Path to the file containing the record.

record_id

Id of the record (leave to “auto” to keep the record’s original Id, which will default to the file name if the record has no Id).

upperize

If true, the record’s sequence will be upperized.

id_cutoff

If the Id is read from a filename, it will get truncated at this cutoff to avoid errors at report write time.

easy_dna.random_dna_sequence(length, gc_share=None, probas=None, seed=None)[source]

Return a random DNA sequence (“ATGGCGT…”) with the specified length.

Parameters
length

Length of the DNA sequence.

gc_share

The GC content of the random sequence, as a fraction (for example, 0.3 for 30%). Overwrites probas.

probas

Frequencies for the different nucleotides, for instance probas={"A":0.2, "T":0.3, "G":0.3, "C":0.2}. If not specified, all nucleotides are equiprobable (p=0.25).

seed

The seed to feed to the random number generator. When a seed is provided the random results depend deterministically on the seed, thus enabling reproducibility.

easy_dna.random_protein_sequence(length, seed=None)[source]

Return a random protein sequence “MNQTW…YL*” of the specified length.

Parameters
length

Length of the protein sequence (in number of amino-acids). Note that the sequence will always start with "M" and end with a stop codon "*" with (length-2) random amino-acids in the middle.

seed

The seed to feed to the random number generator.
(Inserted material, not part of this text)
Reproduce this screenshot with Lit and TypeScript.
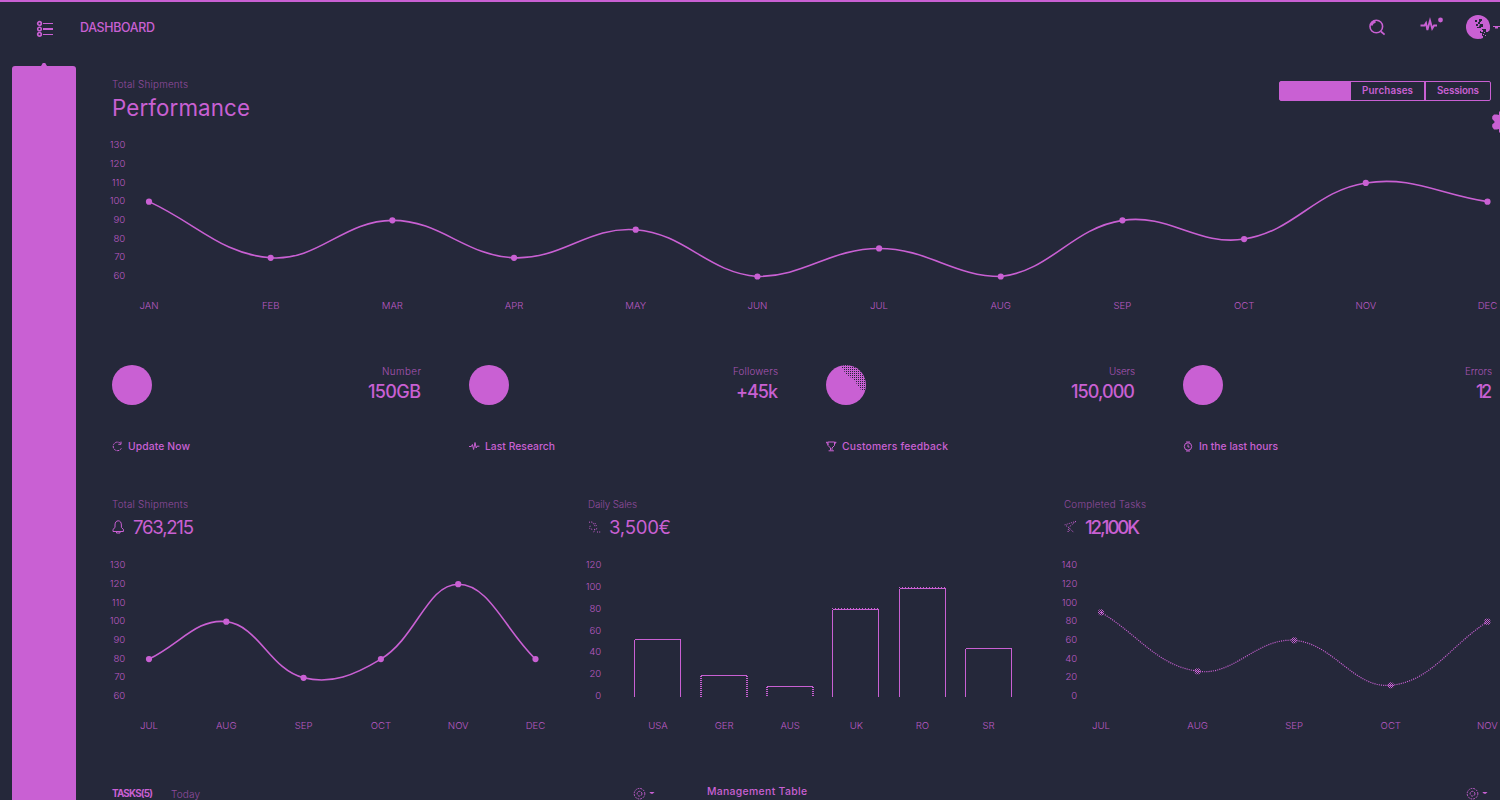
import { LitElement, html, css, svg } from "lit";
import { customElement, property } from "lit/decorators.js";

type Pt = { x: number; y: number };

/* Smooth line through the points, control points kept inside the plot. */
function smooth(p: Pt[], top: number, bottom: number, tension = 0.4): string {
  const clamp = (v: number) => Math.max(top, Math.min(bottom, v));
  const cps = p.map((c, i) => {
    const a = p[i - 1] ?? c;
    const b = p[i + 1] ?? c;
    const d0 = Math.hypot(c.x - a.x, c.y - a.y);
    const d1 = Math.hypot(b.x - c.x, b.y - c.y);
    const f0 = (tension * d0) / (d0 + d1);
    const f1 = (tension * d1) / (d0 + d1);
    return {
      px: c.x - f0 * (b.x - a.x), py: clamp(c.y - f0 * (b.y - a.y)),
      nx: c.x + f1 * (b.x - a.x), ny: clamp(c.y + f1 * (b.y - a.y)),
    };
  });
  let d = `M${p[0].x} ${p[0].y}`;
  for (let i = 1; i < p.length; i++) {
    d += `C${cps[i - 1].nx} ${cps[i - 1].ny} ${cps[i].px} ${cps[i].py} ${p[i].x} ${p[i].y}`;
  }
  return d;
}

/* A line of text whose letters are spread over a given width. */
@customElement("fit-text")
class FitText extends LitElement {
  static styles = css`
    :host { display: block; flex: none; white-space: pre; }
    .t { display: inline-block; }
  `;
  @property({ type: Number }) w = 0;
  @property() text = "";
  render() {
    return html`<span class="t">${this.text}</span>`;
  }
  updated() {
    const el = this.renderRoot.querySelector(".t") as HTMLElement;
    el.style.letterSpacing = "0px";
    const natural = el.getBoundingClientRect().width;
    el.style.letterSpacing = `${(this.w - natural) / Math.max(1, this.text.length - 1)}px`;
    this.style.width = `${this.w}px`;
  }
}

@customElement("data-chart")
class DataChart extends LitElement {
  static styles = css`
    :host { display: block; height: 180px; }
    svg { display: block; overflow: visible; }
    text { font: 300 9.6px Inter, sans-serif; fill: #c960d3; opacity: .9; }
    .line { fill: none; stroke: #c960d3; stroke-width: 1.6; }
    .dot { fill: #c960d3; }
    .k-faint .line { stroke-width: 1.2; stroke-dasharray: 1.1 1.1; }
    .k-faint .dot { fill: url(#dither); }
    .bar { fill: none; stroke: #c960d3; stroke-width: 1; shape-rendering: crispEdges; }
    .soft { stroke-dasharray: 1 1; stroke-width: 2; }
  `;
  @property({ attribute: false }) labels: string[] = [];
  @property({ attribute: false }) values: number[] = [];
  @property({ attribute: false }) ticks: number[] = [];
  @property({ type: Number }) first = 37;
  @property({ type: Number }) step = 77.3;
  @property() kind = "line";
  @property({ type: Number }) span = 428;

  render() {
    const top = 9.5;
    const bottom = 140.5;
    const max = this.ticks[0];
    const min = this.ticks[this.ticks.length - 1];
    const y = (v: number) => bottom - ((v - min) / (max - min)) * (bottom - top);
    const pts = this.values.map((v, i) => ({ x: this.first + i * this.step, y: y(v) }));
    return html`<svg width=${this.span} height="180" class="k-${this.kind}">
      <defs>
        <pattern id="dither" width="2" height="2" patternUnits="userSpaceOnUse">
          <rect width="1" height="1" fill="#c960d3" /><rect x="1" y="1" width="1" height="1" fill="#c960d3" />
        </pattern>
      </defs>
      ${this.ticks.map((t) => svg`<text x="13.3" y=${y(t) + 2.6} text-anchor="end">${t}</text>`)}
      ${this.labels.map((l, i) => svg`<text x=${this.first + i * this.step} y="173" text-anchor="middle">${l}</text>`)}
      ${this.kind === "bar" ? this.bars(pts) : svg`
        <path class="line" d=${smooth(pts, top, bottom)} />
        ${pts.map((p) => svg`<circle class="dot" cx=${p.x} cy=${p.y} r="3.1" />`)}`}
    </svg>`;
  }

  bars(pts: Pt[]) {
    return pts.map((p, i) => {
      const x = Math.round(p.x - 23.8) + 0.5;
      const t = Math.floor(p.y + 0.8) + 0.5;
      const soft = i === 1 || i === 2;
      const dotted = i === 3 || i === 4;
      return svg`
        <path class="bar" d="M${x} ${t}H${x + 46.5}" />
        <path class="bar ${soft ? "soft" : ""}" d="M${x} ${t}V140.5M${x + 46} ${t}V140.5" />
        ${dotted ? svg`<path class="bar" stroke-dasharray="1 2" d="M${x - 0.5} ${t - 1}H${x + 46.5}" />` : ""}`;
    });
  }
}

const icons: Record<string, unknown> = {
  refresh: svg`<path d="M8.5 2.3A4.3 4.3 0 1 0 9.3 7.4" stroke-dasharray="2.4 .7"/><path d="M6.3 3.3H9V.6"/>`,
  pulse: svg`<path d="M0 5.5H2.3L3.4 3.5 4.6 8.5 6 1.5 7.2 7 8 5.2H10.4"/>`,
  trophy: svg`<path d="M2 1H8.5V4.5L6 7V9.3M4.5 9.3V7L2 4.5V1M0 1.3H2M.4 1.3 2.2 4M8.5 1.3H10.3M9.8 1.3 8.2 4M2.6 9.8H7.9"/>`,
  watch: svg`<path d="M3 1H7M3 10H7"/><circle cx="5" cy="5.5" r="3.7"/><path d="M5 3.5V6H6.5"/>`,
  bell: svg`<path d="M3 7.5V5C3 2.2 4.4 .8 6.2 .8S9.4 2.2 9.4 5V7.5L11.4 9.4V11.5H1V9.4L3 7.5"/><path d="M4.5 11.8V13H8V11.8"/>`,
  delivery: svg`<path d="M1 2.2 4.5 2 7.2 6.8M2.2 5.8 1.6 8.3 5 9.8M7 3.2 9 7.2M6 9.5 9.8 8.5M5.6 12.2 7 9.6M9 12H12.4" stroke-dasharray="1 1.2"/>`,
  send: svg`<path d="M12 1.3 .8 4.9 4.7 7.4 9.8 12.6M12 1.3 4.7 7.4 4 12 6.6 9.2" stroke-dasharray="1 1.2"/>`,
};

@customElement("app-root")
class AppRoot extends LitElement {
  static styles = css`
    :host {
      display: block; width: 1500px; height: 800px; overflow: hidden;
      background: #25283a; color: #c960d3; font-family: Inter, sans-serif;
      border-top: 2px solid #c960d3; box-sizing: border-box;
    }
    svg { display: block; flex: none; overflow: visible; }
    .ic { fill: none; stroke: #c960d3; stroke-width: 1; }
    .top { height: 64px; display: flex; align-items: flex-start; padding-left: 36px; box-sizing: border-box; }
    .menu { margin-top: 18px; }
    .brand { margin: 16px auto 0 27px; font-size: 12.4px; line-height: 20px; font-weight: 500; }
    .tools { display: flex; width: 134px; margin-top: 12px; }
    .body { display: flex; height: 734px; }
    .side { position: relative; flex: none; width: 64px; margin-left: 12px; background: #c960d3; border-radius: 3px 3px 0 0; }
    .notch { position: absolute; left: 29px; top: -3px; width: 6px; height: 3px; background: #c960d3; clip-path: polygon(30% 0, 70% 0, 100% 100%, 0 100%); }
    .main { flex: none; width: 1380px; margin-left: 36px; padding-top: 14px; }
    .head { display: flex; justify-content: space-between; height: 56px; }
    .cap { font-size: 9.8px; line-height: 10px; font-weight: 300; opacity: .65; }
    h1 { margin: 5px 0 0; font-size: 22.3px; line-height: 25px; font-weight: 400; }
    .right { width: 213px; }
    .tabs { display: flex; width: 212px; height: 20px; margin-top: 1px; box-sizing: border-box; border: 1px solid #c960d3; border-radius: 2px; }
    .tab { display: flex; align-items: center; justify-content: center; font-size: 9.8px; line-height: 18px; font-weight: 600; box-sizing: border-box; }
    .on { width: 71px; background: #c960d3; }
    .mid { width: 75px; border-right: 2px solid #c960d3; }
    .end { flex: 1; }
    .cog { margin: 10px 0 0 213px; }
    .stats { display: grid; grid-template-columns: repeat(4, 309px); column-gap: 48px; margin-top: 49px; }
    .stat { display: flex; justify-content: space-between; }
    .num { display: flex; flex-direction: column; align-items: flex-end; }
    .num .cap { margin-top: 2px; opacity: .8; }
    .big { font-size: 18px; line-height: 20px; font-weight: 500; margin-top: 5px; }
    .foot { display: flex; gap: 6px; align-items: center; height: 14px; margin: 34px 0 1px; font-size: 10.3px; line-height: 14px; font-weight: 500; }
    .charts { display: grid; grid-template-columns: repeat(3, 428px); column-gap: 48px; margin-top: 46px; }
    .val { display: flex; align-items: center; height: 20px; margin: 7px 0 19px; gap: 8px; font-size: 18.6px; line-height: 20px; font-weight: 400; }
    .val .w { font-weight: 500; }
    .bottom { display: flex; align-items: flex-start; margin-top: 52px; font-size: 10.4px; line-height: 12px; }
    .tasks { display: flex; width: 595px; }
    .b { font-weight: 700; font-size: 9.8px; }
    .today { margin: 0 auto 0 18px; font-weight: 300; opacity: .65; font-size: 10px; }
    .tasks .gear { margin-right: 52px; }
    .table { display: flex; flex: 1; }
    .mt { margin: -2px auto 0 0; font-weight: 500; }
    .table .gear { margin-right: 4px; }
  `;

  gear() {
    return svg`<g class="ic">
      <circle cx="6.5" cy="5.7" r="5.3" stroke-dasharray="1.7 1.1"/><circle cx="6.5" cy="5.7" r="2.4" stroke-dasharray="2 1"/></g>
      <path d="M16.3 4H21.5L19.8 5.8H18Z" fill="#c960d3"/>`;
  }

  disc(i: number) {
    return html`<svg width="40" height="40"><defs>
      <pattern id="holes" width="2" height="2" patternUnits="userSpaceOnUse"><rect width="1" height="1" fill="#25283a"/></pattern>
      <clipPath id="disc"><circle cx="20" cy="20" r="20"/></clipPath></defs>
      <circle cx="20" cy="20" r="20" fill="#c960d3"/>
      ${i === 2 ? svg`<path clip-path="url(#disc)" d="M14 0H40V25H35L28 15 20 9Z" fill="url(#holes)"/>` : ""}
    </svg>`;
  }

  render() {
    const stats: [string, number, string, number, string, string, number][] = [
      ["Number", 39, "150GB", 53, "refresh", "Update Now", 62],
      ["Followers", 45, "+45k", 42, "pulse", "Last Research", 70],
      ["Users", 26, "150,000", 64, "trophy", "Customers feedback", 106],
      ["Errors", 27, "12", 16, "watch", "In the last hours", 79],
    ];
    const charts: any[] = [
      { t: "Total Shipments", tw: 76, icon: "bell", v: "763,215", vw: 61, labels: ["JUL", "AUG", "SEP", "OCT", "NOV", "DEC"], values: [80, 100, 70, 80, 120, 80], ticks: [130, 120, 110, 100, 90, 80, 70, 60], first: 37, step: 77.3, kind: "line" },
      { t: "Daily Sales", tw: 49, icon: "delivery", v: "3,500€", vw: 62, labels: ["USA", "GER", "AUS", "UK", "RO", "SR"], values: [53, 20, 10, 80, 100, 45], ticks: [120, 100, 80, 60, 40, 20, 0], first: 70, step: 66.1, kind: "bar" },
      { t: "Completed Tasks", tw: 82, icon: "send", v: "12,100K", vw: 55, labels: ["JUL", "AUG", "SEP", "OCT", "NOV"], values: [90, 27, 60, 12, 80], ticks: [140, 120, 100, 80, 60, 40, 20, 0], first: 37, step: 96.6, kind: "faint" },
    ];
    return html`
      <div class="top">
        <svg class="menu" width="17" height="17"><g class="ic">
          <circle cx="3.5" cy="3.5" r="1.8" stroke-width="1.7"/><circle cx="3.5" cy="9" r="1.8" stroke-width="1.5"/><circle cx="3.5" cy="14.3" r="1.8" stroke-width="1.7"/></g>
          <path d="M7 3H17V4H7ZM7 8H17V10H7ZM7 14H17V15H7Z" fill="#c960d3"/></svg>
        <fit-text class="brand" w="75" text="DASHBOARD"></fit-text>
        <div class="tools"><svg width="134" height="32">
          <g class="ic"><circle cx="10.3" cy="12.5" r="6.3" stroke-width="1.6"/><path d="M5.3 11.5A5.2 5.2 0 0 1 9.5 7.5" stroke-width="2.4"/><path d="M15 17.5 18.6 20.6" stroke-width="1.7"/>
          <path d="M54.5 11.5H58.5L60 9 61.4 16 64 6.5 66.2 14.5 68 11.5H71" stroke-width="1.9"/></g>
          <circle cx="74.5" cy="6" r="2.4" fill="#c960d3"/>
          <circle cx="112" cy="13" r="12" fill="#c960d3"/>
          <path d="M116 15H120V17H124V26H114V22H116V19H114V17H116ZM109 6H111V8H109ZM113 5H116V8H114V10H112V8H113ZM110 10H112V12H110ZM114 10H117V13H115V14H111V13H113Z" fill="#25283a"/>
          <path d="M115 16H117V18H115ZM118 18H119V19H118ZM117 20H118V21H117ZM120 17H122V18H120ZM119 21H120V22H119ZM115 7H116V8H115ZM120 14H124L122 18H120ZM114 22H117V24L114 25Z" fill="#c960d3"/>
          <path d="M127 12H134V13H132V14.4H129V13H127Z" fill="#c960d3"/>
        </svg></div>
      </div>
      <div class="body">
        <div class="side"><div class="notch"></div></div>
        <div class="main">
          <div class="head">
            <div><fit-text class="cap" w="76" text="Total Shipments"></fit-text>
              <h1><fit-text w="138" text="Performance"></fit-text></h1></div>
            <div class="right">
              <div class="tabs"><div class="tab on"></div>
                <div class="tab mid"><fit-text w="51" text="Purchases"></fit-text></div>
                <div class="tab end"><fit-text w="42" text="Sessions"></fit-text></div></div>
              <svg class="cog" width="20" height="22"><path d="M7 .5H13V4L15 5 18 4 20 8 18 11 20 14 18 18 15 17 13 18V21.5H7V18L5 18.5H2L.2 16V13.5L2.5 11.5V10.5L.2 8V5.5L2 3.5H5L7 4Z" fill="#c960d3"/></svg>
            </div>
          </div>
          <data-chart .labels=${["JAN", "FEB", "MAR", "APR", "MAY", "JUN", "JUL", "AUG", "SEP", "OCT", "NOV", "DEC"]}
            .values=${[100, 70, 90, 70, 85, 60, 75, 60, 90, 80, 110, 100]}
            .ticks=${[130, 120, 110, 100, 90, 80, 70, 60]} first="37" step="121.68" span="1380"></data-chart>
          <div class="stats">${stats.map(([l, lw, v, vw, ic, f, fw], i) => html`<div>
            <div class="stat">${this.disc(i)}<div class="num">
              <fit-text class="cap" .w=${lw} .text=${l}></fit-text><fit-text class="big" .w=${vw} .text=${v}></fit-text></div></div>
            <div class="foot"><svg class="ic" width="10" height="11">${icons[ic]}</svg><fit-text .w=${fw} .text=${f}></fit-text></div>
          </div>`)}</div>
          <div class="charts">${charts.map((c) => html`<div>
            <fit-text class="cap" .w=${c.tw} .text=${c.t}></fit-text>
            <div class="val"><svg class="ic" width="13" height="15">${icons[c.icon]}</svg><fit-text class=${c.kind === "faint" ? "w" : ""} .w=${c.vw} .text=${c.v}></fit-text></div>
            <data-chart .labels=${c.labels} .values=${c.values} .ticks=${c.ticks} .first=${c.first} .step=${c.step} .kind=${c.kind}></data-chart>
          </div>`)}</div>
          <div class="bottom">
            <div class="tasks"><fit-text class="b" w="41" text="TASKS(5)"></fit-text><fit-text class="today" w="29" text="Today"></fit-text>
              <svg class="gear" width="22" height="13">${this.gear()}</svg></div>
            <div class="table"><fit-text class="mt" w="100" text="Management Table"></fit-text>
              <svg class="gear" width="22" height="13">${this.gear()}</svg></div>
          </div>
        </div>
      </div>`;
  }
}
When a seed is provided the random results depend deterministically on the seed, thus enabling reproducibility.

easy_dna.record_with_different_sequence(record, new_seq)[source]

Return a version of the record with the sequence set to new_seq.

easy_dna.records_from_data_files(filepaths=None, folder=None)[source]

Automatically convert files or a folder’s content to Biopython records.

easy_dna.replace_segment(seq, start, end, replacement)[source]

Return the sequence with seq[start:end] replaced by replacement.

easy_dna.reverse_complement(dna_sequence)[source]

Return the reverse-complement of the DNA sequence.

For instance reverse_complement("ATGCCG") returns "CGGCAT".

Uses Biopython for speed.

easy_dna.reverse_segment(seq, start, end)[source]

Return the sequence with segment seq[start:end] reverse-complemented.

easy_dna.reverse_translate(protein_sequence, randomize_codons=False)[source]

Return a DNA sequence which translates to the provided protein sequence.

Note: at the moment, the first valid codon found is used for each amino-acid (so it is deterministic but no codon-optimization is done).

easy_dna.sequence_to_biopython_record(sequence, id='<unknown id>', name='<unknown name>', features=())[source]

Return a SeqRecord of the sequence, ready to be Genbanked.

easy_dna.swap_segments(seq, pos1, pos2)[source]

Return a new sequence with segments at position pos1 and pos2 swapped.

pos1, pos2 are both of the form (start1, end1), (start2, end2).

easy_dna.translate(dna_sequence, translation_table='Bacterial')[source]

Translate the DNA sequence into an amino-acid sequence “MLKYQT…”.

If translation_table is the name or number of a NCBI genetic table, Biopython will be used. See here for options:

http://biopython.org/DIST/docs/tutorial/Tutorial.html#sec26

translation_table can also be a dictionary of the form {"ATT": "M", "CTC": "X", etc.} for more exotic translation tables.

easy_dna.write_record(record, target, fmt='genbank')[source]

Write a record as genbank, fasta, etc. via Biopython, with fixes.